You will find the 3-day ‘Skills to Foster’ course used by the majority of services for new recruits has for a long time been recognised by many in the sector, including foster carers themselves, as inadequate to prepare new foster carers for the complex role ahead.

According to The Social Market Foundation, there is little data about the people caring for the large majority of looked-after children “Foster carers are not assessed by Ofsted and there is no national strategy for assessing whether their skills, qualifications and experience meet the needs of the range of children who need fostering”. 

Consequently, with no way to measure the education, qualifications, skills and experience of foster carers, no meaningful data, no benchmark, and no standardisation, we have no idea which carers are equipped to meet which children’s needs and no way to know when placing or matching a child if their needs will be met. 

The SMF calls for an increased understanding of these figures and a better measurement of the relative effectiveness of public and private fostering providers, this is something the NFCQ will deliver. 

The recent Independent Review of Children’s Social Care (2022) identified three key areas to improve foster care; recruitment, training and support. The NFCQ has the power to open up the recruitment market to a wider demographic by attracting those who may not have previously considered fostering and will equip all new carers with the skills they need to undertake such a critical role. It will also help prevent 1 in 3 new carers from being de-registered within 12-18 months finding themselves overwhelmed by a task they were not prepared for.

Retaining foster carers is as crucial as recruiting them, recent research by the Fostering Network (2023) found current foster carers were not “receiving sufficient support” or “feeling valued and respected by fostering services” and wanted to be “treated as an equal member of the professional team caring for a child”. Giving foster carers their own bespoke qualification and NFCQ Groups will value their practice and provide peer support, and demonstrate recognition of the vital skilled role they play.

Integrated into the pathway are the pioneering NFCQ Groups.

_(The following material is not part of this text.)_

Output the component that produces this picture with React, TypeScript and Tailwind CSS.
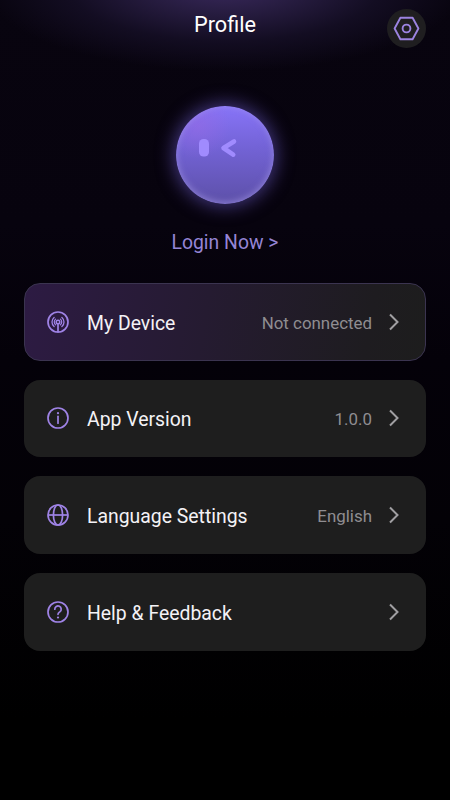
import React from 'react'

const DeviceIcon = () => (
  <svg width="24" height="24" viewBox="0 0 24 24" fill="none" stroke="currentColor" strokeWidth="1.7" strokeLinecap="round">
    <circle cx="12" cy="12" r="10" />
    <circle cx="12" cy="12" r="1.8" strokeWidth="1.5" />
    <path d="M12 14v8" />
    <path d="M9.6 14.9a3.8 3.8 0 0 1 0-5.8M14.4 14.9a3.8 3.8 0 0 0 0-5.8" strokeWidth="1.2" />
    <path d="M8.1 16.6a6.1 6.1 0 0 1 0-9.2M15.9 16.6a6.1 6.1 0 0 0 0-9.2" strokeWidth="1.3" />
  </svg>
)

const InfoIcon = () => (
  <svg width="24" height="24" viewBox="0 0 24 24" fill="none" stroke="currentColor" strokeWidth="1.7" strokeLinecap="round">
    <circle cx="12" cy="12" r="10" />
    <path d="M12 10.3v6.9" />
    <circle cx="12" cy="7.2" r="1.1" fill="currentColor" stroke="none" />
  </svg>
)

const GlobeIcon = () => (
  <svg width="24" height="24" viewBox="0 0 24 24" fill="none" stroke="currentColor" strokeWidth="1.7">
    <circle cx="12" cy="12" r="10" />
    <ellipse cx="12" cy="12" rx="4.6" ry="10" />
    <path d="M2 12h20" />
  </svg>
)

const HelpIcon = () => (
  <svg width="24" height="24" viewBox="0 0 24 24" fill="none" stroke="currentColor" strokeWidth="1.7" strokeLinecap="round" strokeLinejoin="round">
    <circle cx="12" cy="12" r="10" />
    <path d="M8.8 9.2a3.2 3.2 0 1 1 5.2 2.5c-1.1.8-2 1.3-2 2.6" />
    <circle cx="12" cy="17.5" r="1.1" fill="currentColor" stroke="none" />
  </svg>
)

const items = [
  { label: 'My Device', value: 'Not connected', icon: <DeviceIcon />, active: true },
  { label: 'App Version', value: '1.0.0', icon: <InfoIcon /> },
  { label: 'Language Settings', value: 'English', icon: <GlobeIcon /> },
  { label: 'Help & Feedback', value: '', icon: <HelpIcon /> },
]

export default function App() {
  return (
    <div className="h-[800px] w-[450px] overflow-hidden bg-[radial-gradient(ellipse_240px_85px_at_50%_-14px,#3a295e_0%,#281d42_30%,#130d22_65%,transparent_100%),linear-gradient(180deg,#08040f_0%,#07030e_28%,#040109_45%,#030106_65%,#000000_90%)] font-['Roboto',sans-serif]">
      {/* Header */}
      <div className="grid h-14 grid-cols-[1fr_auto_1fr] items-start pr-6">
        <h1 className="col-start-2 ml-6 pt-[9px] text-[21.7px] leading-8 text-white">Profile</h1>
        <button className="mt-[9px] flex size-[39px] items-center justify-center justify-self-end rounded-full bg-[#1f1e20] text-[#9c83e0]">
          <svg width="27" height="25" viewBox="0 0 27 25" fill="none" stroke="currentColor" strokeWidth="1.9" strokeLinejoin="round">
            <path d="M7.4 1.7h12.2l5.8 10.8-5.8 10.8H7.4L1.6 12.5z" />
            <circle cx="13.5" cy="12.5" r="3.9" />
          </svg>
        </button>
      </div>

      {/* Avatar */}
      <div className="mt-[50px] flex flex-col items-center">
        <div className="size-[98px] rounded-full bg-[radial-gradient(circle_at_22%_20%,#9a6ae480_0%,transparent_30%),linear-gradient(180deg,#8874f8_0%,#7363d6_42%,#5d50a8_100%)] shadow-[0_0_17px_3px_#6a58c890,inset_0_-1px_6px_1px_#a99bea90]">
          <svg width="98" height="98" viewBox="0 0 98 98" fill="none">
            <rect x="23" y="33" width="10" height="17.5" rx="4.6" fill="#a08bfe" />
            <path d="M58 35.5L47.5 42l9.7 6.6" stroke="#a08bfe" strokeWidth="4.6" strokeLinecap="round" strokeLinejoin="round" />
          </svg>
        </div>
        <a className="mt-[25px] text-[19.4px] leading-7 text-[#9585d6]">Login Now &gt;</a>
      </div>

      {/* Menu */}
      <div className="mt-[26px] flex flex-col gap-[19.2px] px-6">
        {items.map((item) => (
          <div
            key={item.label}
            className={`flex h-[77.5px] items-center rounded-[16px] border pl-[21px] pr-[24px] ${item.active
              ? 'border-[#3b3450] bg-[linear-gradient(100deg,#2d1b43_0%,#251b31_45%,#1e1c20_85%,#1d1d1d_100%)]'
              : 'border-transparent bg-[#1e1e1e] bg-clip-border'
            }`}
          >
            <span className="text-[#9f83e6]">{item.icon}</span>
            <span className="ml-[17px] flex-1 pt-[3px] text-[19.4px] text-[#f4f2f6]">{item.label}</span>
            <span className="pt-[3px] text-[16.9px] text-[#8f8d91]">{item.value}</span>
            <svg className="ml-[15px]" width="14" height="20" viewBox="0 0 14 20" fill="none" stroke="#a09fa2" strokeWidth="2">
              <path d="M3 2.5l7.5 7.5L3 17.5" />
            </svg>
          </div>
        ))}
      </div>
    </div>
  )
}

The Independent Review of Foster Care (2018) stated “Professional support to carers is important, but so is peer support, carers often rated it as more important than professional support”. These groups have been developed to recognise the positive impact of peer support, facilitated by trained coordinators they will harness the power of relational reflective work and examine how theory translates to practice, they will enable foster carers to connect and build strong networks in the wider context, including links for respite and vital support from peers who’s expertise, knowledge and experience is grounded in practice.

It is often suggested that educating foster carers to a higher standard and treating them professionally would somehow detract from, or change the concept of, the loving fostering family home. However, I and many others argue that foster carers who have a higher degree of education and understanding, specifically around trauma-informed care, will be better equipped to work with the abuse, neglect, separation and loss children have suffered, be better trained to understand the effects of trauma and provide appropriate support and care to help children heal and thrive, it is with these foundations in place that you are then able to build stable loving homes.

Introducing quality education and qualifications can only enhance foster care, not detract from it, and one would have to ask the question; why would you not?